The bipartisan measure would require the Department of Energy to establish an interim storage facility for spent nuclear fuel at Yucca Mountain, Nevada, by 30 June, 2003. It would also direct the DOE to build and operate a permanent geologic repository by 17 January 2010. And it would address challenges to the financial viability of the DOE’s waste management programme by restoring the Nuclear Waste Fund to its original off-budget status. That would allow the fund to be used for its intended purpose without regard to budget caps and other considerations.
The Nuclear Energy Institute, the nuclear industry’s trade association in Washington DC, called the measure “an important, bipartisan step” that “goes a considerable way toward meeting the government’s responsibility” to safely manage and isolate spent nuclear fuel. The Institute noted that the bill incorporates a trade-off originally proposed by Energy Secretary Bill Richardson in which utilities would drop their lawsuits against the federal government in return for the DOE taking title to their spent nuclear fuel.
Nevertheless, President Clinton has once again threatened to veto the measure. The White House opposes any plan under which an interim waste facility would be sited in advance of a scientific finding of Yucca Mountain’s suitability to host a permanent repository. In addition, the White House opposes taking the Nuclear Waste Fund off-budget.
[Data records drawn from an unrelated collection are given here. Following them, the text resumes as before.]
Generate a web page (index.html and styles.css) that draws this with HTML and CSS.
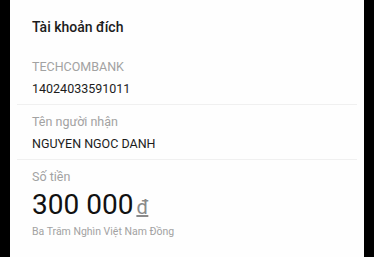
FILE: index.html
```html
<!DOCTYPE html>
<html>
<head>
    <title>Tài khoản đích</title>
    <link rel="stylesheet" href="styles.css">
</head>
<body>
<div class="sheet">
    <div class="title">Tài khoản đích</div>
    <div class="row">
        <div class="label">TECHCOMBANK</div>
        <div class="value">14024033591011</div>
    </div>
    <div class="row">
        <div class="label">Tên người nhận</div>
        <div class="value">NGUYEN NGOC DANH</div>
    </div>
    <div class="row last">
        <div class="label">Số tiền</div>
        <div class="amount">300 000<span class="currency">đ</span></div>
        <div class="words">Ba Trăm Nghìn Việt Nam Đồng</div>
    </div>
</div>
</body>
</html>
```

FILE: styles.css
```css
html, body {
margin: 0;
padding: 0;
background: #000;
}

.sheet {
margin: 0 10px;
height: 257px;
background: #fefefe;
font-family: Roboto, sans-serif;
color: #1c1c1c;
padding: 0 7px;
box-sizing: border-box;
}

.title {
padding: 17px 0 13px 15px;
font-size: 14px;
line-height: 20px;
font-weight: 500;
}

.row {
padding: 8px 0 6px 15px;
border-bottom: 1px solid #f0f0f0;
}

.row.last {
border-bottom: none;
}

.label {
font-size: 12.5px;
color: #a2a2a2;
line-height: 18px;
margin-bottom: 3px;
}

.value {
font-size: 12.5px;
line-height: 19px;
}

.amount {
font-size: 28px;
line-height: 32px;
color: #111;
}

.currency {
font-size: 20px;
color: #8a8a8a;
text-decoration: underline;
margin-left: 3px;
}

.words {
font-size: 10.5px;
color: #a2a2a2;
line-height: 16px;
margin-top: 1px;
}
```
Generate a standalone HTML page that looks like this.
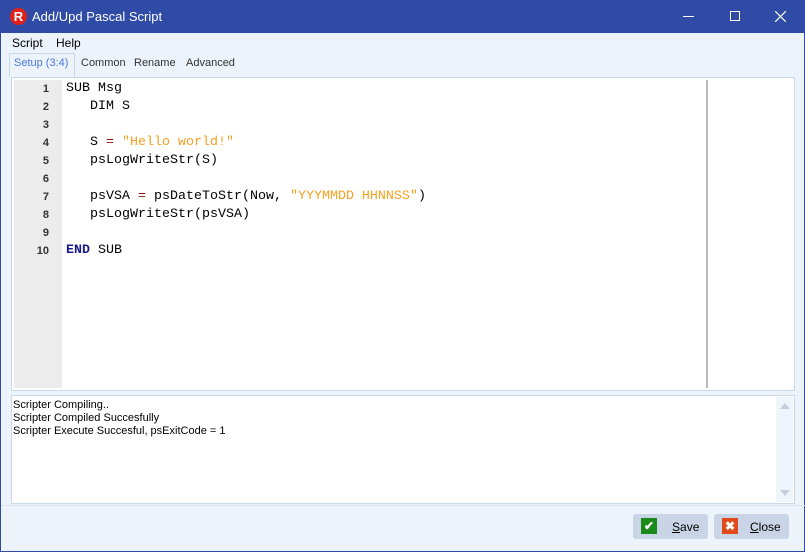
<!DOCTYPE html>
<html><head><style>
*{margin:0;padding:0;box-sizing:border-box}
body{width:805px;height:552px;background:#fff;font-family:"Liberation Sans",sans-serif;font-size:12px;position:relative;overflow:hidden}
.win{position:absolute;left:0;top:0;width:805px;height:552px;background:#ecf3fb;border:1px solid #2f4ba5;border-top:none}
.title{position:absolute;left:0;top:0;width:805px;height:33px;background:#2f4ba5;color:#fff}
.title .t{position:absolute;left:31px;top:9px;font-size:13px}
.logo{position:absolute;left:9px;top:8px;width:17px;height:17px;border-radius:50%;background:#e0201b;color:#fff;font-weight:bold;font-size:13px;text-align:center;line-height:17px}
.menu{position:absolute;top:36px;font-size:12px;color:#000}
.tab{position:absolute;top:57px;font-size:11px;color:#333}
.ed{position:absolute;left:10px;top:77px;width:784px;height:314px;background:#fff;border:1px solid #c9d9e8}
.gut{position:absolute;left:2px;top:2px;width:48px;height:308px;background:#ececec}
.ln{position:absolute;left:0;width:37px;text-align:right;font:bold 11px "Liberation Sans",sans-serif;color:#333}
.code{position:absolute;left:54px;font:13.33px "Liberation Mono",monospace;color:#000;white-space:pre}
.s{color:#f7a020}.k{color:#1a1a8c;font-weight:bold}.p{color:#8b1010}
.log{position:absolute;left:10px;top:395px;width:784px;height:109px;background:#fff;border:1px solid #c9d9e8;font-size:11px;line-height:13px;padding:3px 1px}
.sb{position:absolute;right:1px;top:1px;width:17px;height:105px;background:#eef4fb}
.btn{position:absolute;top:514px;width:75px;height:25px;background:#c9d5e6;border-radius:3px;font-size:12px}
.ic{position:absolute;left:8px;top:4px;width:16px;height:16px;color:#fff;font-weight:bold;text-align:center;line-height:16px;font-size:12px}
</style></head><body>
<div class="win">
<div class="title"><div class="logo">R</div><div class="t">Add/Upd Pascal Script</div>
<div style="position:absolute;left:682px;top:16px;width:11px;height:1px;background:#fff"></div>
<div style="position:absolute;left:729px;top:11px;width:10px;height:10px;border:1px solid #fff"></div>
<svg style="position:absolute;left:774px;top:11px" width="11" height="11"><path d="M0 0L11 11M11 0L0 11" stroke="#fff" stroke-width="1.2"/></svg>
</div>
<div class="menu" style="left:11px">Script</div><div class="menu" style="left:55px">Help</div>
<div style="position:absolute;left:8px;top:53px;width:66px;height:24px;border:1px solid #c9d9e8;border-bottom:none;background:#ecf3fb"></div>
<div class="tab" style="left:13px;color:#4a7ad8">Setup (3:4)</div>
<div class="tab" style="left:80px">Common</div><div class="tab" style="left:133px">Rename</div><div class="tab" style="left:185px">Advanced</div>
<div class="ed">
<div class="gut"></div>
<div style="position:absolute;left:694px;top:2px;width:2px;height:308px;background:#bbb"></div>
<div class="ln" style="top:5px">1</div><div class="ln" style="top:23px">2</div><div class="ln" style="top:41px">3</div><div class="ln" style="top:59px">4</div><div class="ln" style="top:77px">5</div><div class="ln" style="top:95px">6</div><div class="ln" style="top:113px">7</div><div class="ln" style="top:131px">8</div><div class="ln" style="top:149px">9</div><div class="ln" style="top:167px">10</div>
<div class="code" style="top:3px">SUB Msg</div>
<div class="code" style="top:21px">   DIM S</div>
<div class="code" style="top:57px">   S <span class="p">=</span> <span class="s">"Hello world!"</span></div>
<div class="code" style="top:75px">   psLogWriteStr(S)</div>
<div class="code" style="top:111px">   psVSA <span class="p">=</span> psDateToStr(Now, <span class="s">"YYYMMDD HHNNSS"</span>)</div>
<div class="code" style="top:129px">   psLogWriteStr(psVSA)</div>
<div class="code" style="top:165px"><span class="k">END</span> SUB</div>
</div>
<div class="log">Scripter Compiling..<br>Scripter Compiled Succesfully<br>Scripter Execute Succesful, psExitCode = 1
<div class="sb"><div style="position:absolute;left:4px;top:6px;border:5px solid transparent;border-bottom:6px solid #c5cfdc;border-top:none"></div><div style="position:absolute;left:4px;bottom:6px;border:5px solid transparent;border-top:6px solid #c5cfdc;border-bottom:none"></div></div></div>
<div style="position:absolute;left:0;top:505px;width:805px;height:1px;background:#d8e3ef"></div>
<div class="btn" style="left:632px"><div class="ic" style="background:#1a8a1a">✔</div><span style="position:absolute;left:39px;top:6px"><u>S</u>ave</span></div>
<div class="btn" style="left:713px"><div class="ic" style="background:#e04a1a">✖</div><span style="position:absolute;left:36px;top:6px"><u>C</u>lose</span></div>
</div>
</body></html>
The committee rejected a provision that had been included in an earlier version of the bill that would prevent the Goshute tribe in Utah from continuing negotiations with utilities for construction of a private interim storage facility for spent fuel on their lands (See NEI Apr 99, p8).
Members of the House panel who praised the bill included Rep John Dingell (Democrat-Michigan), who said the provision resolving the legal disputes between utilities and the Energy Department represents “a significant change”.
But several committee members who voted for the bill also added that it needs to be strengthened when it comes up for a vote in the House. Reps. Michael Bilirakis (Republican-Florida) and Bart Stupak (Democrat-Michigan), for example, said they will offer as amendments some type of accountability mechanism to ensure that DOE meets the required deadlines.